I found why handle_output was not called. This happened because reactor was not running at the time we expect it to work. :) Instead of orb_core->run() which only checks for has_shutdown and returns we had to use orb_core->orb()->perform_work() which throws BAD_INV_ORDER in case orb was already shutdown (maybe in another thread). The same probably applies to other places where orb_core->run() is called in a loop with condition which is not directly related to the orb_core. There 3 more such places in TAO, namely TAO_Reactive_Flushing_Strategy::flush_message(), TAO_Reactive_Flushing_Strategy::flush_transport(), and TAO_Reactive_Connect_Strategy::wait_i(). An updated patch is coming.
In revision 88011. Wed Dec 9 09:40:10 UTC 2009 Vladimir Zykov <vladimir.zykov@prismtech.com> * tests/Bug_1361_Regression/Echo_Caller.cpp: * tests/Bug_1361_Regression/Echo_Caller.h: * tests/Bug_1361_Regression/server.cpp: * tests/Bug_1361_Regression/Server_Thread_Pool.cpp: * tests/Bug_1361_Regression/Server_Thread_Pool.h: * tests/Bug_1361_Regression/run_test.pl: Changed the test so that it doesn't shutdown the orb until all threads are done with the remote calls.
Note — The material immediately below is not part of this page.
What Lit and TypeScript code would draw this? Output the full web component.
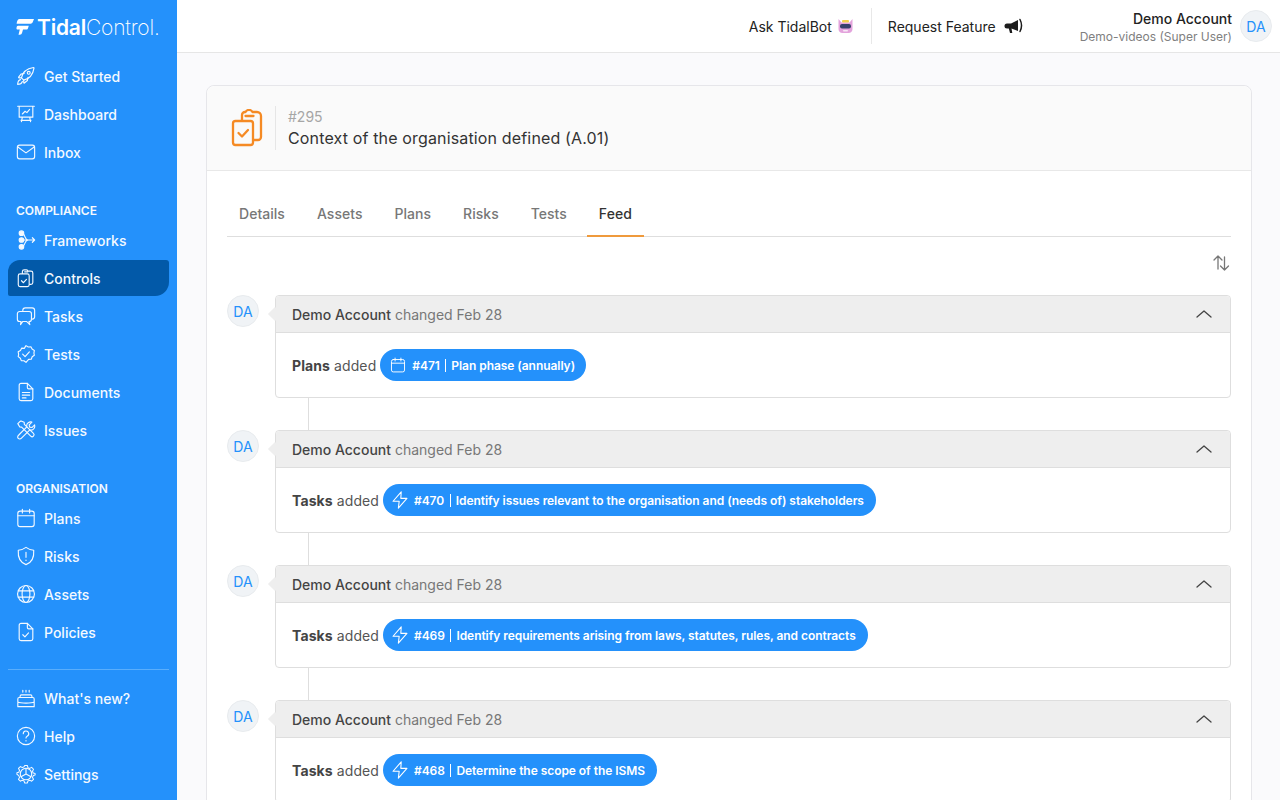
import { LitElement, html, css, svg } from 'lit';
import { customElement } from 'lit/decorators.js';

const icons: Record<string, any> = {
  rocket: svg`<path d="M8.500 15.500l-2.500-2.500c1-5 4.800-10 13.200-11.300.4 0 .6.200.6.600C18.500 10.500 13.800 14.300 8.500 15.500z"/><path d="M6 13H3.300c-.4 0-.6-.4-.4-.7L5.500 9l3.500-.7M8.500 15.500v2.800c0 .4.400.6.700.4l3.300-2.700.7-3.500"/><circle cx="14" cy="7.500" r="1.600"/><path d="M5 15c-1.800.3-3 2-3.200 5.200 2.500 0 4.500-1 5.200-3.200"/>`,
  dashboard: svg`<path d="M1.800 2.500h18.400M3.500 2.500v12h15v-12M7 14.500l-1 5M15 14.500l1 5M5.500 18h11"/><path d="M7 11l3-3 2 1.500 3-3.500"/>`,
  inbox: svg`<rect x="1.500" y="3.500" width="19" height="15" rx="2.500"/><path d="M2 5.500l9 6.500 9-6.500"/>`,
  frameworks: svg`<circle cx="6" cy="3.500" r="2.500" fill="currentColor"/><circle cx="6" cy="11" r="2.500" fill="currentColor"/><circle cx="6" cy="18.500" r="2.500" fill="currentColor"/><path d="M6 3.500c4.500 0 3 7.500 7.500 7.500M6 18.500c4.500 0 3-7.500 7.500-7.500M6 11h14.500M18 8.500l2.500 2.500-2.500 2.500"/>`,
  controls: svg`<rect x="2.500" y="6.500" width="12" height="14" rx="2"/><path d="M7 6V4a2 2 0 0 1 2-2h2.500c.8 0 1.500.7 1.500 1.500h3.500a2 2 0 0 1 2 2V16a2 2 0 0 1-2 2h-1.500M13 4.200h-3.500"/><path d="M6 14l2.200 2.200 3.300-3.700"/>`,
  tasks: svg`<path d="M7.500 5.500V4.800a2.800 2.800 0 0 1 2.800-2.800h7.400A2.800 2.800 0 0 1 20.500 4.800v7a2.800 2.800 0 0 1-2.500 2.700"/><path d="M4 6h10.500A2.500 2.500 0 0 1 17 8.500v6a2.500 2.500 0 0 1-2.500 2.500h-.3l1 3.500-3.700-3.500H7.500L5 20.500 5.500 17H4a2.500 2.500 0 0 1-2.500-2.500v-6A2.500 2.500 0 0 1 4 6z"/>`,
  tests: svg`<path d="M11 1.800l2.500 1.500 2.900-.2 1.300 2.500 2.500 1.500-.5 2.900.5 2.400-2.400 1.700-1 2.700-2.900.1L11 20.200l-2.300-1.800-2.900-.1-1-2.700-2.400-1.700.5-2.400-.5-2.900 2.500-1.500 1.300-2.500 2.900.2z"/><path d="M7.300 11.200l2.700 2.700 4.700-5.300"/>`,
  documents: svg`<path d="M5.500 1.500h7L18.500 7.500V18.500a2 2 0 0 1-2 2H5.500a2 2 0 0 1-2-2v-15a2 2 0 0 1 2-2z"/><path d="M12.500 1.500V6a1.500 1.500 0 0 0 1.500 1.500h4.500M7 11.500h8M7 14.500h8M7 17.500h4"/>`,
  issues: svg`<path d="M4 2L2 4l2 3.500 2.200.3 10 10c.8.800 2.200.800 3 0s.8-2.200 0-3l-10-10L9 2.500 5.500 1z"/><path d="M20.500 5L17.500 8 15 7.500 14.500 5l3-3c-3-.8-5.800 1.200-5.800 4 0 .5 0 .9.200 1.300L2.800 16.500c-1.200 1.100-1.200 2.600-.3 3.500.9.900 2.400.9 3.500-.3l9.200-9.100c.4.200.8.200 1.300.2 2.800 0 4.800-2.800 4-5.800z" transform="translate(0 .3)"/>`,
  plans: svg`<rect x="2" y="3.500" width="18" height="17" rx="2.500"/><path d="M2 8.500h18M7 1.500v4M15 1.500v4"/>`,
  risks: svg`<path d="M11 1.500c2.500 1.800 5.200 2.900 8.500 3.200.5 7-1.500 13.300-8.500 15.800-7-2.500-9-8.800-8.500-15.800 3.300-.3 6-1.400 8.500-3.200z"/><path d="M11 7v5.500M11 15.500v.4"/>`,
  assets: svg`<circle cx="11" cy="11" r="9.300"/><path d="M2.500 7.500h17M2.500 14.500h17"/><ellipse cx="11" cy="11" rx="4.300" ry="9.300"/>`,
  policies: svg`<path d="M5.500 1.500h7L18.500 7.500V18.500a2 2 0 0 1-2 2H5.500a2 2 0 0 1-2-2v-15a2 2 0 0 1 2-2z"/><path d="M12.500 1.500V6a1.500 1.500 0 0 0 1.500 1.500h4.500M7.500 14l2.300 2.300 4-4.300"/>`,
  news: svg`<path d="M4.500 10.500V9A1.500 1.500 0 0 1 6 7.500h10A1.500 1.500 0 0 1 17.500 9v1.500M3.500 10.500h15a1.500 1.500 0 0 1 1.500 1.500v8.500H2V12a1.500 1.500 0 0 1 1.500-1.500zM2 15.500c3 1.500 15 1.500 18 0M7.500 2.500v2M11 2.500v2M14.500 2.500v2"/>`,
  help: svg`<circle cx="11" cy="11" r="9.500"/><path d="M8 8.500a3 3 0 1 1 4.300 2.700c-.9.500-1.300 1-1.300 2M11 16v.4"/>`,
  settings: svg`<path d="M9.300 1.500h3.400l.6 2.500 2.200.9 2.300-1.300 2.300 2.300-1.300 2.300.9 2.200 2.300.6v2l-2.300.6-.9 2.200 1.300 2.300-2.300 2.300-2.300-1.300-2.200.9-.6 2.500H9.300l-.6-2.500-2.200-.9-2.300 1.300-2.300-2.300 1.300-2.300-.9-2.200L0 12v-2l2.300-.6.9-2.200L1.900 4.900 4.200 2.600l2.300 1.300 2.200-.9z" transform="translate(1 .4) scale(.91)"/><circle cx="11" cy="11" r="6.300"/><path d="M11 4.700V11l5.500 3M11 11l-5.500 3"/>`,
  bolt: svg`<path d="M12.500 1L2.500 12.500h7.500l-1 8.500 10.500-12h-7.500z"/>`,
};

const navTop = [
  ['rocket', 'Get Started'],
  ['dashboard', 'Dashboard'],
  ['inbox', 'Inbox'],
];
const navCompliance = [
  ['frameworks', 'Frameworks'],
  ['controls', 'Controls'],
  ['tasks', 'Tasks'],
  ['tests', 'Tests'],
  ['documents', 'Documents'],
  ['issues', 'Issues'],
];
const navOrg = [
  ['plans', 'Plans'],
  ['risks', 'Risks'],
  ['assets', 'Assets'],
  ['policies', 'Policies'],
];
const navBottom = [
  ['news', "What's new?"],
  ['help', 'Help'],
  ['settings', 'Settings'],
];

const feed = [
  { kind: 'Plans', icon: 'plans', id: '#471', label: 'Plan phase (annually)' },
  { kind: 'Tasks', icon: 'bolt', id: '#470', label: 'Identify issues relevant to the organisation and (needs of) stakeholders' },
  { kind: 'Tasks', icon: 'bolt', id: '#469', label: 'Identify requirements arising from laws, statutes, rules, and contracts' },
  { kind: 'Tasks', icon: 'bolt', id: '#468', label: 'Determine the scope of the ISMS' },
];

@customElement('app-root')
export class AppRoot extends LitElement {
  static styles = css`
    :host {
      display: flex;
      width: 1280px;
      height: 800px;
      overflow: hidden;
      font-family: Inter, "Liberation Sans", sans-serif;
      font-size: 14px;
      color: #333;
      background: #fafafc;
    }

    .sidebar {
      width: 177px;
      flex: none;
      background: #2491fb;
      color: #fff;
      padding: 0 8px;
      box-sizing: border-box;
    }

    .logo {
      display: flex;
      align-items: center;
      height: 54px;
      padding-left: 8px;
      font-size: 21px;
      letter-spacing: -0.2px;
      margin-bottom: 4px;
    }

    .logo svg {
      width: 18px;
      height: 16px;
      margin-right: 3px;
      fill: #fff;
    }

    .logo b {
      font-weight: 600;
    }

    .logo span {
      font-weight: 200;
    }

    .nav-item {
      display: flex;
      align-items: center;
      gap: 8px;
      height: 36px;
      margin-bottom: 2px;
      padding-left: 8px;
      font-weight: 500;
      color: #f4f9ff;
      border-radius: 12px 3px 14px 2px;
    }

    .nav-item svg {
      width: 20px;
      height: 20px;
      flex: none;
      stroke-width: 1.250;
    }

    .nav-item.active {
      background: #0259a8;
    }

    .section {
      font-size: 12px;
      font-weight: 600;
      height: 16px;
      line-height: 16px;
      padding-left: 8px;
      margin-top: 33px;
      margin-bottom: 3px;
      color: #f4f9ff;
    }

    .divider {
      border-top: 1px solid #5aaefc;
      margin-top: 19px;
      margin-bottom: 10px;
    }

    .main {
      flex: 1;
      min-width: 0;
      display: flex;
      flex-direction: column;
    }

    .topbar {
      height: 53px;
      flex: none;
      box-sizing: border-box;
      background: #fff;
      border-bottom: 1px solid #e6e6e6;
      display: flex;
      align-items: center;
      justify-content: flex-end;
      padding-right: 8px;
      color: #222;
    }

    .top-link {
      display: flex;
      align-items: center;
      gap: 5px;
    }

    .top-sep {
      width: 1px;
      height: 36px;
      margin: 0 16px 0 17px;
      background: #e8e8e8;
    }

    .megaphone {
      margin-left: 3px;
    }

    .account {
      margin-left: 57px;
      display: flex;
      align-items: center;
      gap: 8px;
    }

    .account-text {
      text-align: right;
      line-height: 17px;
      padding-top: 3px;
    }

    .account-text div:first-child {
      font-weight: 500;
      font-size: 14px;
    }

    .account-text div:last-child {
      font-size: 12px;
      color: #808080;
      margin-top: 1px;
    }

    .avatar {
      width: 32px;
      height: 32px;
      flex: none;
      box-sizing: border-box;
      border-radius: 50%;
      background: #f0f3f6;
      border: 1px solid #e8ebee;
      color: #2491fb;
      display: flex;
      align-items: center;
      justify-content: center;
      font-size: 14px;
    }

    .content {
      flex: 1;
      min-height: 0;
      padding: 32px 28px 0 29px;
    }

    .card {
      background: #fff;
      border: 1px solid #e6e6ea;
      border-radius: 8px 8px 0 0;
      height: 800px;
      box-sizing: border-box;
    }

    .card-head {
      height: 85px;
      box-sizing: border-box;
      background: #fafafa;
      border-bottom: 1px solid #e8e8e8;
      border-radius: 8px 8px 0 0;
      display: flex;
      align-items: center;
      padding-left: 24px;
    }

    .card-head svg {
      width: 32px;
      height: 38px;
      color: #f58a24;
    }

    .head-sep {
      width: 1px;
      height: 44px;
      background: #e6e6e6;
      margin: 0 12px 0 12px;
    }

    .num {
      color: #a6a6a6;
      line-height: 20px;
    }

    .title {
      font-size: 16px;
      font-weight: 400;
      letter-spacing: 0.15px;
      color: #333;
      line-height: 22px;
    }

    .body {
      padding: 0 20px;
    }

    .tabs {
      display: flex;
      height: 65px;
      align-items: flex-end;
      border-bottom: 1px solid #dedede;
    }

    .tab {
      padding: 0 12px 13px;
      margin-right: 8px;
      line-height: 17px;
      font-weight: 500;
      letter-spacing: 0.03px;
      color: #777;
      margin-bottom: -1px;
      border-bottom: 2px solid transparent;
    }

    .tab.active {
      color: #333;
      border-bottom-color: #ef9a3c;
    }

    .sort {
      display: flex;
      justify-content: flex-end;
      height: 58px;
      align-items: flex-start;
      padding-top: 17px;
      box-sizing: border-box;
    }

    .sort svg {
      width: 18px;
      height: 18px;
      color: #777;
      margin-right: 1px;
    }

    .item {
      display: flex;
      gap: 16px;
      margin-bottom: 32px;
      position: relative;
    }

    .item + .item::before {
      content: "";
      position: absolute;
      left: 81px;
      top: -32px;
      width: 1px;
      height: 32px;
      background: #dedede;
    }

    .box {
      flex: 1;
      min-width: 0;
      border: 1px solid #dedede;
      border-radius: 4px;
      position: relative;
      background: #fff;
    }

    .box::before {
      content: "";
      position: absolute;
      left: -6px;
      top: 13px;
      width: 10px;
      height: 10px;
      transform: rotate(45deg);
      background: #eee;
    }

    .box-head {
      height: 37px;
      position: relative;
      box-sizing: border-box;
      background: #eee;
      border-bottom: 1px solid #dedede;
      border-radius: 4px 4px 0 0;
      display: flex;
      align-items: center;
      justify-content: space-between;
      padding: 0 18px 0 16px;
      color: #777;
    }

    .box-head b {
      font-weight: 500;
      color: #444;
    }

    .box-head svg {
      width: 16px;
      height: 16px;
      color: #444;
      margin-top: -1px;
    }

    .box-body {
      height: 64px;
      padding-left: 16px;
      display: flex;
      align-items: center;
      gap: 4px;
      color: #555;
      letter-spacing: 0.1px;
    }

    .box-body b {
      font-weight: 700;
      color: #444;
    }

    .chip {
      display: inline-flex;
      align-items: center;
      height: 32px;
      padding: 0 12px 0 10px;
      border-radius: 16px;
      background: #2491fb;
      color: #fff;
      font-size: 12px;
      font-weight: 600;
      letter-spacing: -0.05px;
      white-space: nowrap;
    }

    .chip.plans {
      padding-right: 11px;
    }

    .chip.bolt {
      padding-left: 8px;
    }

    .chip svg {
      width: 16px;
      height: 16px;
      margin-right: 6px;
      stroke-width: 1.300;
    }

    .chip.bolt svg {
      width: 18px;
      height: 18px;
      margin-right: 5px;
    }

    .chip i {
      font-style: normal;
      font-weight: 600;
    }

    .chip em {
      font-style: normal;
      width: 1px;
      height: 13px;
      background: #fff;
      margin: 0 5px 0 5.500px;
    }
  `;

  renderIcon(name: string) {
    return html`<svg viewBox="0 0 22 22" fill="none" stroke="currentColor" stroke-width="1.500" stroke-linecap="round" stroke-linejoin="round">${icons[name]}</svg>`;
  }

  renderNav(items: string[][], active = '') {
    return items.map(
      ([icon, label]) => html`
        <div class="nav-item ${label === active ? 'active' : ''}">
          ${this.renderIcon(icon)}<span>${label}</span>
        </div>
      `
    );
  }

  render() {
    return html`
      <aside class="sidebar">
        <div class="logo">
          <svg viewBox="0 0 18 16"><path d="M3.500 0H18l-1.300 3.300c-.4.900-1.100 1.400-2 1.400H.6C.9 2 2 0 3.500 0zM2 6.800h10.800l-.9 2.600c-.3.800-1 1.200-1.800 1.200H7l-.9 3.200c-.3 1.300-1.100 2-2.300 2H2.500l1.300-5.200H2c-1.100 0-1.700-.6-1.500-1.600.2-1.300.6-2.200 1.500-2.200z"/></svg>
          <b>Tidal</b><span>Control.</span>
        </div>
        ${this.renderNav(navTop)}
        <div class="section">COMPLIANCE</div>
        ${this.renderNav(navCompliance, 'Controls')}
        <div class="section">ORGANISATION</div>
        ${this.renderNav(navOrg)}
        <div class="divider"></div>
        ${this.renderNav(navBottom)}
      </aside>
      <div class="main">
        <header class="topbar">
          <div class="top-link">
            Ask TidalBot
            <svg width="17" height="17" viewBox="0 0 17 17">
              <path d="M1.500 1l3 3.500h8l3-3.500v9.500a4 4 0 0 1-4 4.500h-6a4 4 0 0 1-4-4.500z" fill="#e3a3dc"/>
              <rect x="5" y="2" width="7" height="2.500" rx="1" fill="#f2d04e"/>
              <rect x="3" y="6" width="11" height="4.500" rx="2" fill="#37406b"/>
              <rect x="6" y="12" width="5" height="1.500" rx=".7" fill="#f7e8f5"/>
            </svg>
          </div>
          <div class="top-sep"></div>
          <div class="top-link">
            Request Feature
            <svg class="megaphone" width="19" height="17" viewBox="0 0 19 17">
              <path d="M3 5.500h4L14 2v11L7.500 10.500l.8 4.500H6L4.800 10.500H3a2.500 2.500 0 0 1 0-5z" fill="#1c1c1c"/>
              <path d="M16 1.500c1.800 3.500 1.800 8.500 0 12" fill="none" stroke="#1c1c1c" stroke-width="1.500" stroke-linecap="round"/>
            </svg>
          </div>
          <div class="account">
            <div class="account-text">
              <div>Demo Account</div>
              <div>Demo-videos (Super User)</div>
            </div>
            <div class="avatar">DA</div>
          </div>
        </header>
        <div class="content">
          <section class="card">
            <div class="card-head">
              <svg viewBox="0 0 32 38" fill="none" stroke="currentColor" stroke-width="2.300" stroke-linecap="round" stroke-linejoin="round">
                <rect x="2" y="12" width="20" height="24" rx="2.500"/>
                <path d="M11 11V6a3 3 0 0 1 3-3h.5a4 4 0 0 1 7 0H26a4 4 0 0 1 4 4v21a3 3 0 0 1-3 3h-4M14.500 7h8"/>
                <path d="M7.500 24l3.500 3.500 6-6.500"/>
              </svg>
              <div class="head-sep"></div>
              <div>
                <div class="num">#295</div>
                <div class="title">Context of the organisation defined (A.01)</div>
              </div>
            </div>
            <div class="body">
              <nav class="tabs">
                ${['Details', 'Assets', 'Plans', 'Risks', 'Tests', 'Feed'].map(
                  (t) => html`<div class="tab ${t === 'Feed' ? 'active' : ''}">${t}</div>`
                )}
              </nav>
              <div class="sort">
                <svg viewBox="0 0 18 18" fill="none" stroke="currentColor" stroke-width="1.300" stroke-linecap="round" stroke-linejoin="round">
                  <path d="M6 15V2M2 6l4-4 4 4M12.500 3v13M8.500 12l4 4 4-4"/>
                </svg>
              </div>
              ${feed.map(
                (f) => html`
                  <div class="item">
                    <div class="avatar">DA</div>
                    <div class="box">
                      <div class="box-head">
                        <span><b>Demo Account</b> changed Feb 28</span>
                        <svg viewBox="0 0 16 16" fill="none" stroke="currentColor" stroke-width="1.300" stroke-linecap="round" stroke-linejoin="round"><path d="M1 11l7-6 7 6"/></svg>
                      </div>
                      <div class="box-body">
                        <b>${f.kind}</b> added
                        <span class="chip ${f.icon}">
                          ${this.renderIcon(f.icon)}<i>${f.id}</i><em></em>${f.label}
                        </span>
                      </div>
                    </div>
                  </div>
                `
              )}
            </div>
          </section>
        </div>
      </div>
    `;
  }
}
Substantially extended the time for server shutdown since threads in server's pool don't handle shutdown message until they send all (50) remote messages. * tao/ORB_Core.cpp: * tao/Messaging/Messaging_Policy_i.cpp: * tao/ORB_Core.h: This fixes Bug#3682. SYNC_WITH_TRANSPORT is now really default synch scope policy in TAO. * tao/Leader_Follower_Flushing_Strategy.cpp: Changed the code to poll the reactor instead of running it indefinitely. This fixes bug#3697.
There are still problems with bug 1361 related to this fix. I'm trying to investigate them.
Now 1361 works on Solaris. So, I think this is fixed.